Choosing early learning toys Australian schools and families both value

When a toy works in both home and classroom settings, that is usually a strong sign. Teachers and educators often look for resources that support multiple skills, suit different learning styles and stand up to repeated use. Families tend to want those same things, just with easier gifting and everyday play in mind.

That is why versatile resources often stand out. Magnetic tiles, simple science tools, literacy games, numeracy manipulatives and hands-on STEM kits can move across solo play, guided learning and group activities. They offer more than one way to engage, which means better long-term value.

This is also where a curated range makes a difference. Instead of sifting through endless options, parents and teachers can shop by age, interest or skill goal and find products that clearly connect to development. CuriousKidzz has built its range around exactly that kind of purposeful play - toys and resources that spark curiosity while supporting real skill development.

Gift buying without the guesswork

Early learning toys make strong gifts because they feel thoughtful, useful and fun at the same time. The trick is matching the gift to the child, not just the age printed on the box. A child who loves construction may get far more from magnetic building toys than from a general activity set. A child drawn to words and stories may respond better to literacy games or interactive books.

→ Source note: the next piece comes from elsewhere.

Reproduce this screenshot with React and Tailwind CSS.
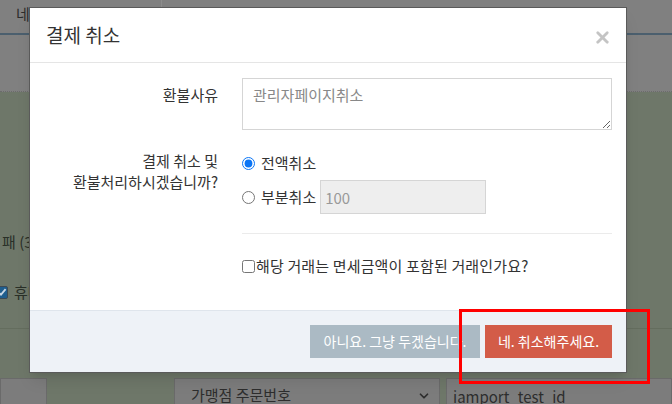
import { X, ChevronDown } from 'lucide-react';

const font = { fontFamily: '"Noto Sans CJK KR", "Noto Sans", sans-serif' };

function Backdrop() {
    return (
        <div className="flex flex-col w-[672px] h-[404px] bg-[#6e7769]">
            {/* top tab area (dimmed white) */}
            <div className="h-[105px] bg-[#808080] flex flex-col">
                <div className="h-[33px] flex">
                    <div className="w-[162px] border-r border-[#8c8c8c] pl-[16px] pt-[3px] text-[15px] text-[#2c2c2c]">네이버페이 결제 취소</div>
                </div>
                <div className="h-[2px] bg-[#4b5f6e]" />
                <div className="h-[57px] border-b border-dotted border-[#6c6c6c]" />
            </div>
            {/* greenish content area */}
            <div className="flex-1 flex flex-col">
                <div className="mt-[140px] pl-[2px] text-[15px] leading-[20px] text-[#2a3028]">패 (3건)</div>
                <div className="mt-[29px] flex items-center gap-[6px] -ml-[5px]">
                    <span className="w-[13px] h-[13px] rounded-[2px] bg-[#1f5e8e] border border-[#3d4a55] flex items-center justify-center">
                        <svg width="10" height="10" viewBox="0 0 10 10"><path d="M1.5 5.2 L4 7.6 L8.6 2.2" stroke="#c9d8e6" strokeWidth="1.8" fill="none" /></svg>
                    </span>
                    <span className="text-[15px] text-[#2a3028]">휴대폰</span>
                </div>
                <div className="mt-[24px] h-px bg-[#646d5e]" />
                <div className="mt-[49px] flex">
                    <div className="w-[47px] h-[30px] bg-[#7c7c7c] border border-[#6a6a6a]" />
                    <div className="ml-[127px] w-[266px] h-[30px] bg-[#7c7c7c] border border-[#6a6a6a] flex items-center justify-between pl-[16px] pr-[8px] pt-[6px]">
                        <span className="text-[15px] text-[#2d2d2d]">가맹점 주문번호</span>
                        <ChevronDown size={14} strokeWidth={3} className="text-[#2d2d2d]" />
                    </div>
                    <div className="ml-[6px] flex-1 h-[30px] bg-[#7c7c7c] border border-[#6a6a6a] pl-[6px] pt-[5px]">
                        <span className="text-[15px] text-[#2d2d2d]">iamport_test_id</span>
                    </div>
                </div>
            </div>
        </div>
    );
}

function CancelModal() {
    return (
        <div className="absolute left-[29px] top-[7px] w-[598px] h-[366px] bg-white border border-[#5a5a5a] shadow-lg flex flex-col text-[#333]">
            <div className="h-[55px] shrink-0 border-b border-[#e5e5e5] flex items-center justify-between pl-[16px] pr-[14px]">
                <h4 className="text-[19px] text-[#333] pt-[1px]">결제 취소</h4>
                <X size={19} strokeWidth={3.5} className="text-[#c4c4c4] mt-[4px]" />
            </div>

            <div className="flex-1 px-[14px] pt-[15px] text-[15px]">
                <div className="flex">
                    <label className="w-[174px] text-right pt-[6px] leading-[21px]">환불사유</label>
                    <div className="ml-[24px] flex-1">
                        <textarea
                            readOnly
                            defaultValue="관리자페이지취소"
                            className="block w-full h-[52px] border border-[#d5d5d5] px-[10px] py-[5px] text-[15px] leading-[21px] text-[#888] resize-y outline-none"
                            style={font}
                        />
                    </div>
                </div>

                <div className="flex mt-[20px]">
                    <label className="w-[174px] text-right leading-[21px]">
                        결제 취소 및<br />환불처리하시겠습니까?
                    </label>
                    <div className="ml-[24px] flex-1">
                        <div className="flex items-center gap-[6px] h-[21px] mt-[3px]">
                            <input type="radio" name="refund" defaultChecked className="m-0 w-[13px] h-[13px] accent-[#0b75f5]" />
                            <span>전액취소</span>
                        </div>
                        <div className="flex items-center gap-[4px] mt-[6px]">
                            <input type="radio" name="refund" className="m-0 w-[13px] h-[13px]" />
                            <span className="ml-[2px]">부분취소</span>
                            <input
                                readOnly
                                defaultValue="100"
                                className="w-[166px] h-[34px] bg-[#eeeeee] border border-[#d5d5d5] px-[4px] text-[15px] text-[#999] outline-none"
                                style={font}
                            />
                        </div>
                        <div className="mt-[19px] h-px bg-[#ebebeb]" />
                        <div className="mt-[21px] flex items-center">
                            <input type="checkbox" className="m-0 w-[13px] h-[13px]" />
                            <span className="ml-px tracking-[0.15px]">해당 거래는 면세금액이 포함된 거래인가요?</span>
                        </div>
                    </div>
                </div>
            </div>

            <div className="h-[62px] shrink-0 bg-[#eef2f7] border-t border-[#dfe5ec] flex items-center justify-end gap-[5px] pr-[14px] text-[14px] text-white">
                <button className="w-[170px] h-[33px] bg-[#abbac4]">아니요. 그냥 두겠습니다.</button>
                <button className="w-[127px] h-[33px] bg-[#d35c48]">네. 취소해주세요.</button>
            </div>
        </div>
    );
}

export default function App() {
    return (
        <div className="relative w-[672px] h-[404px] overflow-hidden" style={font}>
            <Backdrop />
            <CancelModal />
            {/* highlight box drawn over the screenshot */}
            <div className="absolute left-[459px] top-[309px] w-[191px] h-[75px] border-[3px] border-[#ff0000]" />
        </div>
    );
}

If you are buying for a child you do not see every week, safer choices tend to be open-ended. Building toys, puzzles, pretend play resources and beginner STEM sets usually give children room to engage in their own way. They also tend to age well, which is handy when you are not completely sure where the child is up to developmentally.

Budget matters as well. A well-chosen smaller toy can offer more lasting value than a large novelty item. What matters most is whether it earns repeat play and supports a skill worth building.

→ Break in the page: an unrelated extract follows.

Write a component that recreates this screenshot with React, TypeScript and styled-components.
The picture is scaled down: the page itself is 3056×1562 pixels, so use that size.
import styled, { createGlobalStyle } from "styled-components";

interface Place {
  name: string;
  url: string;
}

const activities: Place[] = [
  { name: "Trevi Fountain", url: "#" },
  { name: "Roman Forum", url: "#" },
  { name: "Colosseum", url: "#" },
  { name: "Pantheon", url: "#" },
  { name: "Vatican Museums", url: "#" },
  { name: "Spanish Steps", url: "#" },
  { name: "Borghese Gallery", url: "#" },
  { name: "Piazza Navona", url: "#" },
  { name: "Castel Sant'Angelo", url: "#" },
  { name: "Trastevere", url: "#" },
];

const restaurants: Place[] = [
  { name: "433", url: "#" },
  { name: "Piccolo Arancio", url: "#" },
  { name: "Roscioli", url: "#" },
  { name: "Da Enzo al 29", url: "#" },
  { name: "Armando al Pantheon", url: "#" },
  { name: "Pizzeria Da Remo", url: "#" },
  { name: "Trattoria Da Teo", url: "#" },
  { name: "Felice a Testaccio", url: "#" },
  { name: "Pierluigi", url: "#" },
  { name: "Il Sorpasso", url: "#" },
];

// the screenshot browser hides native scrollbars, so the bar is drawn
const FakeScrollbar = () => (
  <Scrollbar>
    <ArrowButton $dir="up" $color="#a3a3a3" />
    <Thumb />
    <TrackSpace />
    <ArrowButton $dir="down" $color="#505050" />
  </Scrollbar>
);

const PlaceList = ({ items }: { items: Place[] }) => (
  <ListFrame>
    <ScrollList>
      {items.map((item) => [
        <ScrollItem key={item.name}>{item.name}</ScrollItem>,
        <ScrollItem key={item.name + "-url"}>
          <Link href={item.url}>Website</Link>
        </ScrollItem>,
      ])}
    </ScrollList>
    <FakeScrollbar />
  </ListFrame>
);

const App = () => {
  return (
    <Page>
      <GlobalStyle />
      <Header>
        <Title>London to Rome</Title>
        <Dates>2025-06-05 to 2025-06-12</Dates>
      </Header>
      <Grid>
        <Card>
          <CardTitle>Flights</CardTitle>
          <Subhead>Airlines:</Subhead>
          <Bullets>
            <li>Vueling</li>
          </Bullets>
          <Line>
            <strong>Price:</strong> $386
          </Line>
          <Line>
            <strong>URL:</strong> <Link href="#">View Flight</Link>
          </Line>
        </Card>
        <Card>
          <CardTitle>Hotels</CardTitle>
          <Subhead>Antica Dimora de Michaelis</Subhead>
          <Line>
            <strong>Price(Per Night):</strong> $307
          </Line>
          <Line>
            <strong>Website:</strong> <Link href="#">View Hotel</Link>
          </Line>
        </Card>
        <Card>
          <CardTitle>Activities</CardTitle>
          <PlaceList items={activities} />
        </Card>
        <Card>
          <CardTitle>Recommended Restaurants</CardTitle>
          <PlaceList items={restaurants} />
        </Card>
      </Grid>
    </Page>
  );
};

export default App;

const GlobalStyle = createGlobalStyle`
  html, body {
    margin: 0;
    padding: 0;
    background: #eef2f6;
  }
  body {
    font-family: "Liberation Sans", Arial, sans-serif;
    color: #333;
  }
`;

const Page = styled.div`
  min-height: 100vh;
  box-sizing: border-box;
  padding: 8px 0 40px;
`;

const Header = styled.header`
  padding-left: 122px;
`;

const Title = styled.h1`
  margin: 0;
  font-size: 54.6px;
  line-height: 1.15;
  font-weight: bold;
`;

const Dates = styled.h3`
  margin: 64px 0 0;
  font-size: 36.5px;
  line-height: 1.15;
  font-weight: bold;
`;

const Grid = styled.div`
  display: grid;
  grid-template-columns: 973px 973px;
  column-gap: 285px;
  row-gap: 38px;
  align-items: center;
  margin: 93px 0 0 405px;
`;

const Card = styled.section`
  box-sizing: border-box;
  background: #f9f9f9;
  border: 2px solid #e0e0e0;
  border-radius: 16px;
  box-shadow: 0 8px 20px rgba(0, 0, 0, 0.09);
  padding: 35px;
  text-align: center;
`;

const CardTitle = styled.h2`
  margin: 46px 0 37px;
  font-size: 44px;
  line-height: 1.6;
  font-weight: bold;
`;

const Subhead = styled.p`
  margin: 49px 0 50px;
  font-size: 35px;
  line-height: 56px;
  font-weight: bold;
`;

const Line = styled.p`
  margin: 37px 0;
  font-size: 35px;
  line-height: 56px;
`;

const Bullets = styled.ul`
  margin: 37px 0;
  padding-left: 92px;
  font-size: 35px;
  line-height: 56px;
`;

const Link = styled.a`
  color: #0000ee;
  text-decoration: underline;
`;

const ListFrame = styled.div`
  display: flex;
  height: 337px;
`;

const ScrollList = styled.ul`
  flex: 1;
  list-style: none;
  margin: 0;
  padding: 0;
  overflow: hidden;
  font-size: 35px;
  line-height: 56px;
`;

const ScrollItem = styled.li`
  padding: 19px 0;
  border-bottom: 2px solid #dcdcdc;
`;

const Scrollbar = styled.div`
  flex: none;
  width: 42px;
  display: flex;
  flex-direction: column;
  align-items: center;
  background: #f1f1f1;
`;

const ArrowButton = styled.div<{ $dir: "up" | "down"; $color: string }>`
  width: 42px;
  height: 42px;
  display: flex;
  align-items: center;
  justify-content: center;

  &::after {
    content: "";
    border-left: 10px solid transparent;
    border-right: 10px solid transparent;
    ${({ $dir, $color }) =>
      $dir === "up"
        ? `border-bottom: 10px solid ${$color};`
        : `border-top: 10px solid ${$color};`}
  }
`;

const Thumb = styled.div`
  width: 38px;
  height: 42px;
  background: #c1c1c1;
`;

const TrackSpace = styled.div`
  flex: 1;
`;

The best toy is often the one that gets used again tomorrow

Parents often feel pressure to choose the perfect educational toy, as if one purchase will shape everything. In reality, children learn through consistent, repeated play with a mix of resources that meet them where they are. A few well-chosen toys that encourage building, sorting, imagining, counting and experimenting will usually do more than a room full of one-hit wonders.

So if you are weighing up early learning toys Australian shoppers can actually feel good about, keep it simple. Look for toys that invite action, match a child’s interests, and support the kind of growth you can see over time. When play sparks curiosity and confidence, learning tends to follow naturally.